Tarih, Tarihçi ve Çağdaşlık.
Günümüzde bakışını yakın geçmişe yönelten tarihçinin karşısına, travmalarla yüklü bir tarih manzarası ve telafi edilmesi beklenen acıların ortaya attığı siyasal ve etik muhasebeler çıkıyor. Savaşların, kıyımların tanıkları söz alırken tarihçiye de yargıç cübbesi giydiriliyor. Geçmiş; bir yük, hesabı görülecek bir suç çetelesi olarak yorumlanıyor. Tarihçi bizzat kendisinin de içinde olduğu bir zamanın tarihini yazmanın zorluklarıyla yüz yüze geliyor. Tüm bunlar çağdaş toplumların geçmişle ilişkilerinin değişmesiyle doğrudan ilgili. Şimdiki zamanın tarihyazımı tam da bu ilişkiye odaklanan bir yaklaşım.

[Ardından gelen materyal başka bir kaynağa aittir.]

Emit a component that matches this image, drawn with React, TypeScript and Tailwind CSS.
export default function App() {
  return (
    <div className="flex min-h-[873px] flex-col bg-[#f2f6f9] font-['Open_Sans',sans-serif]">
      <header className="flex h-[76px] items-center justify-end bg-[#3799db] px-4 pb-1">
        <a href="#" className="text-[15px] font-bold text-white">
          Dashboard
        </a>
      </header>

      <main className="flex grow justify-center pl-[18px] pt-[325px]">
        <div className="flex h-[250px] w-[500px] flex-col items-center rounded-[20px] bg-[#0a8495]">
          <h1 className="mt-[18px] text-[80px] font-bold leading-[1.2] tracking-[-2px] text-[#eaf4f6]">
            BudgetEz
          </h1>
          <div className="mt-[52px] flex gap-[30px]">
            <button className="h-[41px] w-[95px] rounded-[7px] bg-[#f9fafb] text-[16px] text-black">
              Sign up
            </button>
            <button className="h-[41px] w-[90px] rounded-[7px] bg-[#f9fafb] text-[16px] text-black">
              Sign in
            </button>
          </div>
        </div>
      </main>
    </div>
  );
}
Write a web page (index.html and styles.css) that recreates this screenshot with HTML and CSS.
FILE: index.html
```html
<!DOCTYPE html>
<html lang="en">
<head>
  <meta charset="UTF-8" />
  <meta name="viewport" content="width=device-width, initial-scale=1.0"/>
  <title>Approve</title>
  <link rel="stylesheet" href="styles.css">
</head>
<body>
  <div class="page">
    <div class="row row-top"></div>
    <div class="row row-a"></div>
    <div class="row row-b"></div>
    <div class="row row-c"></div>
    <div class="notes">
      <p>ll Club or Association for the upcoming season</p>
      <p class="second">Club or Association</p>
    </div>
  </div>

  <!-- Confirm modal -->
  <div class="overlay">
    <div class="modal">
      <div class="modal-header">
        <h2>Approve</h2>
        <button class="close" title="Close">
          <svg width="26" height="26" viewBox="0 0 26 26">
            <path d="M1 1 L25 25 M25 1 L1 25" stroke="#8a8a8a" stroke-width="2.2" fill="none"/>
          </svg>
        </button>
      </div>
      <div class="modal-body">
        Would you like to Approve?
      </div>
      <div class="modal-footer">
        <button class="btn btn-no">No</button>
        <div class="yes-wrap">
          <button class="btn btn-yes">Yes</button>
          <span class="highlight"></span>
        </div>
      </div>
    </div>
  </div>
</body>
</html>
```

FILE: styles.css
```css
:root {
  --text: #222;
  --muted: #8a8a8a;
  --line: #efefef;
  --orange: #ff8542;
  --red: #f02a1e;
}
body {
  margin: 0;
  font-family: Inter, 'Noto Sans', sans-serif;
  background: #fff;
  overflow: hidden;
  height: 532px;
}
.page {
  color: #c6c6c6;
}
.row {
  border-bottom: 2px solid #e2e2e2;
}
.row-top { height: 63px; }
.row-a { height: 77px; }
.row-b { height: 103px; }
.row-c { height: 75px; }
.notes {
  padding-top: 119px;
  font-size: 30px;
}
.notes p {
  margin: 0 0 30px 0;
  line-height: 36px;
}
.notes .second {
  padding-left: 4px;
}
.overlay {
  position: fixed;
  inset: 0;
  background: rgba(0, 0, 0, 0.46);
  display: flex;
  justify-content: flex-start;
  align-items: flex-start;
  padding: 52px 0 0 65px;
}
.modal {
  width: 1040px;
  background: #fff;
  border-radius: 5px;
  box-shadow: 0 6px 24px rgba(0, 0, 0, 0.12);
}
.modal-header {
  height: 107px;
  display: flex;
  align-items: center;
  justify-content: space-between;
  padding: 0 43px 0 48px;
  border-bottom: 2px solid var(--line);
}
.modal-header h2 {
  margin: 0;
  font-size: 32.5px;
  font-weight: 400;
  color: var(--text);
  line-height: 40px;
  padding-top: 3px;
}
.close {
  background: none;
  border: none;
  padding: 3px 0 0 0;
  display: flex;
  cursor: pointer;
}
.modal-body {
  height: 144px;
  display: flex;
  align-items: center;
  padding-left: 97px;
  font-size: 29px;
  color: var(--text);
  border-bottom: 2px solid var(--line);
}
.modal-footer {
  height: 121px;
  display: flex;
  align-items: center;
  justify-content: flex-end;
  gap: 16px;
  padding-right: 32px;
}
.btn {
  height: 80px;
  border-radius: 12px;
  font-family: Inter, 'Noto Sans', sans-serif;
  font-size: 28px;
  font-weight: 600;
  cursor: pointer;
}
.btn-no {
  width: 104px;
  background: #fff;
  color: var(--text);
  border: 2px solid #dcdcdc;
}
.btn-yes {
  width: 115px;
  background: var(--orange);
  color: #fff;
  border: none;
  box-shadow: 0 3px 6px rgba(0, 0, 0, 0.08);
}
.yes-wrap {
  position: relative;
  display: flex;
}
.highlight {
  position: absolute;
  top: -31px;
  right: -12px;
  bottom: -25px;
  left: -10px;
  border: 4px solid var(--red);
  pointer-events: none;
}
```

Henry Rousso, Şimdiki Zamanın Tarihini Yazmak’ta, yakın tarih araştırmasının tartışmalı bir alan olarak görülürken tarih disiplini içinde bugün nasıl hâkim konuma yerleştiğini, çelişkilerini, sorgulamalarını ve paradigmalarını ele alıyor. Sadece tarihçilerin değil, yakın geçmişe ilgi duyan herkesin yararlanabilecegi bir
kaynak sunuyor.
“‘Şimdiki zaman’ son otuz yılda hâkim tarihsellik rejimi haline geldi: Edebiyatta, sinemada, kültürel ve özel etkinliklerde, daha çok da siyasal tartışmalarda tarihten bahsetmek, çoğu kez yakın geçmişi, ondan sıyrılmak, onu yargılamak, düzeltmek amacıyla, tek başına olmasa bile bir öncelik vererek bahse konu etmek anlamına gelmeye başladı.”